3. Find out what they want.
4. Show them how what you have gives them what they want.
5. Get an agreement on the next step.
6. Follow up and leverage satisfaction.
One of the essential early steps is to “make them comfortable with you.” In other words, to create some rapport with the other person. According to the dictionary, rapport is “an emotional bond or friendly relationship between people based on mutual liking, trust and a sense that they understand and share each other’s concerns.”
We can understand why this is so important. If your contact doesn’t feel comfortable with you, then he/she won’t be nearly as open to sharing information. And, if we can’t get information, we can’t “find out what they want.” We all have stories to tell about an incident in which we were the buyer and a sales person was rude or self-interested to the point where we decided to
terminate the relationship and go somewhere else.

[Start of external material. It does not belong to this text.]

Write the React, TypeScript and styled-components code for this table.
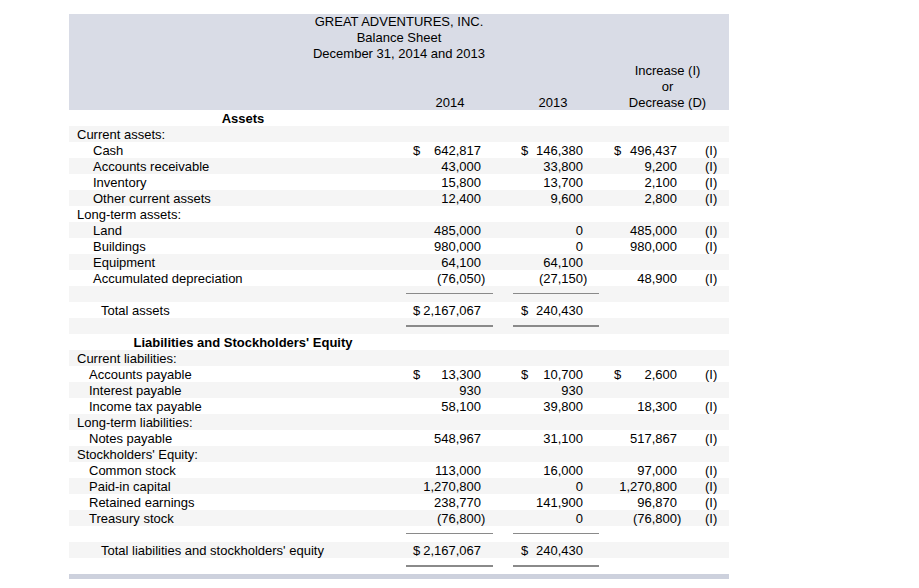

The same thing is true of our customers. If they don’t feel comfortable with us, if they don’t feel that we are interested in them, they form negative impressions of us and consider some other source.
I’m surprised by the quantity of sales people who get this exactly wrong. They’ll talk about a customer and say something like, “he’s a really nice guy,” as if that mattered. Their first reaction of the immature sales person is to judge the customer by his/her own feelings about the
customer. That’s exactly backwards. It doesn’t matter how we feel about the customer. What does matter is how the customer feels about us.